------ MATERIAL FOR THIS EXERCISE ------

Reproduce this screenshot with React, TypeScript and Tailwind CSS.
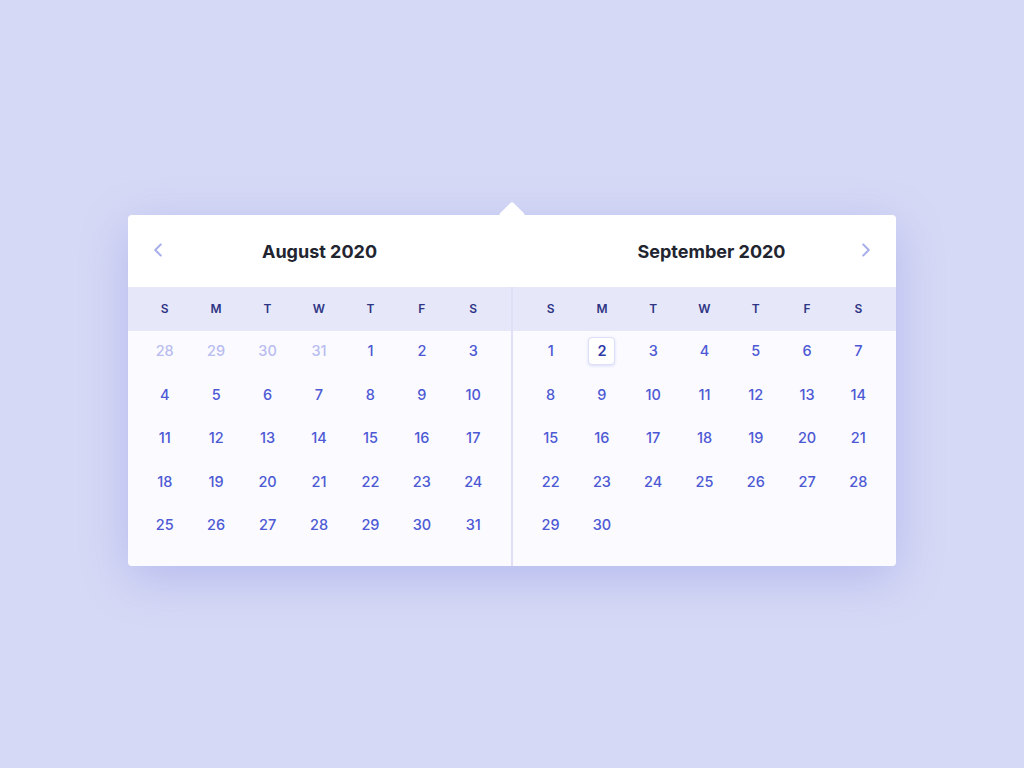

------
------ MATERIAL FOR THIS EXERCISE ------

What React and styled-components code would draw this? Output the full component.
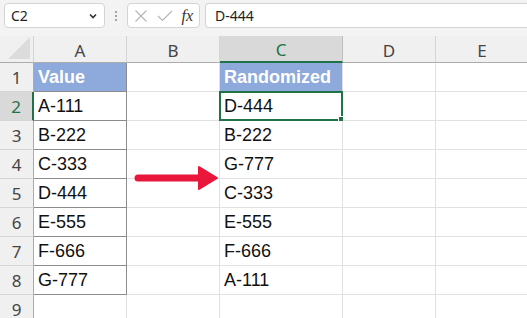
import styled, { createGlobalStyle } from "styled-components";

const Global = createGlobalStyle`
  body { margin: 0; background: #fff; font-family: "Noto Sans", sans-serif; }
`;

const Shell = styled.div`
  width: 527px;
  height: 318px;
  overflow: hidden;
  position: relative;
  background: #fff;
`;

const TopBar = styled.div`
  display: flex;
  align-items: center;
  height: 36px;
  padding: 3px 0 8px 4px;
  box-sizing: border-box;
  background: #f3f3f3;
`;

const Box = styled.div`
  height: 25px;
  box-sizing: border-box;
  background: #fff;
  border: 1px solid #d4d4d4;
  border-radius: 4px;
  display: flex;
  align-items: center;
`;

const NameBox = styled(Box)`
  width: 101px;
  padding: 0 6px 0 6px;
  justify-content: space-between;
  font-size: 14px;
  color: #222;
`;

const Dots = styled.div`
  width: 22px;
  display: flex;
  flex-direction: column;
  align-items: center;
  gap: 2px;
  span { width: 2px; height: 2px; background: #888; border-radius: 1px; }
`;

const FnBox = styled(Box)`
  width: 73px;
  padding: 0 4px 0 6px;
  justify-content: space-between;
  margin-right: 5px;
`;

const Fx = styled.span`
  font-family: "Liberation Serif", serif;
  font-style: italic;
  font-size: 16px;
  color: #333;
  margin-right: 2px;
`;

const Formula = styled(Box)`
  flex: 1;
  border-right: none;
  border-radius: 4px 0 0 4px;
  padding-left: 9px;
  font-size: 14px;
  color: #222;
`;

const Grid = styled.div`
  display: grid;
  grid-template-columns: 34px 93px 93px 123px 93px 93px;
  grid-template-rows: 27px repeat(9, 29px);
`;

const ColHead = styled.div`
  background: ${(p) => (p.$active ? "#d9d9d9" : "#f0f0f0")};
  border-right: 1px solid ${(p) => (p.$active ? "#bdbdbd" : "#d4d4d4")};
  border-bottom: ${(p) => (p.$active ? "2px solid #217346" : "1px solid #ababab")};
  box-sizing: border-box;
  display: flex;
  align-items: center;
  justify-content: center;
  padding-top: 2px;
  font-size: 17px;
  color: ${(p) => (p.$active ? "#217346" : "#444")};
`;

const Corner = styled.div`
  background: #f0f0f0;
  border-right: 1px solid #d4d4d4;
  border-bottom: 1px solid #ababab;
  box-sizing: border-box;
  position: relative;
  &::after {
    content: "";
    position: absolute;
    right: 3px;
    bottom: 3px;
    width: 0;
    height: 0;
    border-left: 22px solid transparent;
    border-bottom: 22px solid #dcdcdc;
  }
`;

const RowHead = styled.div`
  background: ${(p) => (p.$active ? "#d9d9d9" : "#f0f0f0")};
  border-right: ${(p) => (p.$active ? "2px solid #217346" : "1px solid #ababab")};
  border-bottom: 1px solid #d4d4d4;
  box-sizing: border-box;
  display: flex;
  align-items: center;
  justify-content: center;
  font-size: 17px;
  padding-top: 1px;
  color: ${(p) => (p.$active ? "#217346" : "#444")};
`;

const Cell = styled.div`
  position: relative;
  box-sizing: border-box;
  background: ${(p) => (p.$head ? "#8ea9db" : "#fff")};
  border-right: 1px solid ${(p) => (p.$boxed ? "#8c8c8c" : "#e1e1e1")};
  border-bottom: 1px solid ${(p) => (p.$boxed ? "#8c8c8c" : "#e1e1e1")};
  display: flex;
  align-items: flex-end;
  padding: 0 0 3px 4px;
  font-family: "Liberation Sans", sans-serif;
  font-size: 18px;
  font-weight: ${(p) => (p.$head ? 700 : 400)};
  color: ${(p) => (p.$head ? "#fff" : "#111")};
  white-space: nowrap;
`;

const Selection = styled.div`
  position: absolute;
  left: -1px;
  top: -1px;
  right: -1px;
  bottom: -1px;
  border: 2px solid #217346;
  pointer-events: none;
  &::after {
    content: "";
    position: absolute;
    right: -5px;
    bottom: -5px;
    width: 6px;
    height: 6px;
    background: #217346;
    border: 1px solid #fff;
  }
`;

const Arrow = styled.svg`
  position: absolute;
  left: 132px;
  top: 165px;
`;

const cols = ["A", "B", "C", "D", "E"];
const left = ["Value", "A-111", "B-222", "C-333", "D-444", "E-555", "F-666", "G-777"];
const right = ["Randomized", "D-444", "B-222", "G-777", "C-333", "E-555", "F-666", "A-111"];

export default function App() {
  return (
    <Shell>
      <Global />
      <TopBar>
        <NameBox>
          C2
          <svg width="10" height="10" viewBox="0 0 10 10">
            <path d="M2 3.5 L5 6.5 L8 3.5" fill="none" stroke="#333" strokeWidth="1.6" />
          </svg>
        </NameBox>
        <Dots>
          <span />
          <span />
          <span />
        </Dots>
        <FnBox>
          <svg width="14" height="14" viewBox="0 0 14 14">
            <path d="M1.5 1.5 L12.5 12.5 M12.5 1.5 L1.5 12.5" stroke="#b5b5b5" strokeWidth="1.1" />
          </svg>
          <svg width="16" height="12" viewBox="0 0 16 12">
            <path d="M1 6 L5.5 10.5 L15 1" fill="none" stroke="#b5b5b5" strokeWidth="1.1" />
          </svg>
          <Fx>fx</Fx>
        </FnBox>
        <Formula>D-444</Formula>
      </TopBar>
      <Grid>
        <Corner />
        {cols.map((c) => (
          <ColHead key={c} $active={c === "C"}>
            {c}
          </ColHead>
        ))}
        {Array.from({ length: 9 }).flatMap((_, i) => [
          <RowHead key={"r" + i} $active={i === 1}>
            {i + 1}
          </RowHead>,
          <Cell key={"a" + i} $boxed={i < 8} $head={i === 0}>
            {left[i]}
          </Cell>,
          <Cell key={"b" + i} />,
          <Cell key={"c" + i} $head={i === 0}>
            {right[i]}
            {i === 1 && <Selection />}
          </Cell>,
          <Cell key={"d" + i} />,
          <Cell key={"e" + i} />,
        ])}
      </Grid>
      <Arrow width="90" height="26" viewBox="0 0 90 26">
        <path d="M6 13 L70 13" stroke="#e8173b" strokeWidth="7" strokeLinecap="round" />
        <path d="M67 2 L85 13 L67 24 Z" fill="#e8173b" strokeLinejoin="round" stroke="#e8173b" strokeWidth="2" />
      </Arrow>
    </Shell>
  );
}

------

● **GIVEN EXERCISE**: Find every line with "components" in the listing and state how many there are, nothing else.

● **FINAL RESULT**: 2